Okay, this one happened last week after I had posted my column about the McCaffrey trade. But it’s significant in that the Chiefs’ paid up to acquire the second-year WR who has spent more time injured than not. The New York Giants traded the speedy wide receiver to Kansas City in exchange for a 2023 third-round compensatory pick and a 2023 sixth-round pick.

It was more than a year ago when Toney exploded on the scene with a 6-78-0 game vs. the Saints and 10-189-0 game vs. the Cowboys. In those two games, he flashing athleticism and after-the-catch explosiveness. Those qualities were evident at the University of Florida, prompting the Giants to take him with the 20th overall pick in last year’s draft.
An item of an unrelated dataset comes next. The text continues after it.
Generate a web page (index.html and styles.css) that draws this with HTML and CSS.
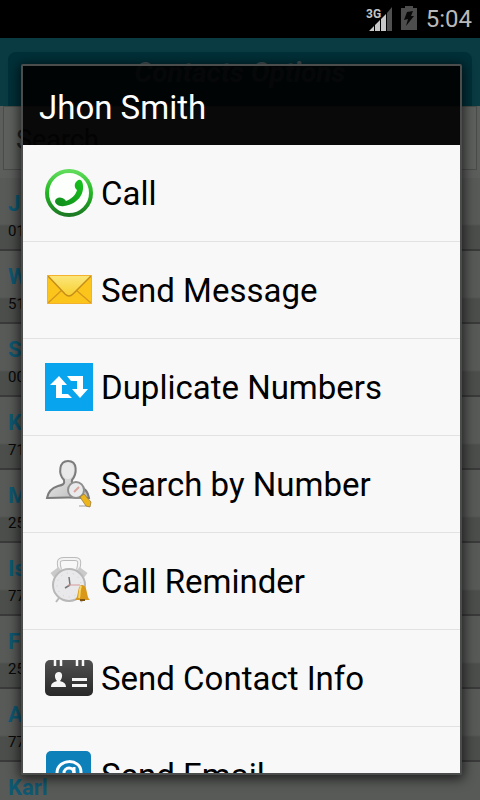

But then all of the injuries started, and Toney’s fantasy value plummeted with his football fortunes. Still, the Chiefs must believe Toney can still turn his special athleticism into consistent NFL production. Toney, who’s been sidelined all season with hamstring injuries, currently is scheduled to play in Sunday night’s game against the Titans. 

How much Toney plays remains to be seen. JuJu Smith-Schuster is entrenched as the Chiefs’ primary slot receiver, and Toney is not likely to take snaps from Marquez Valdes-Scantling, who signed a three-year, $30 million deal in the offseason. If Toney stays healthy, Mecole Hardman might be squeezed out as the No. 3 receiver for Patrick Mahomes.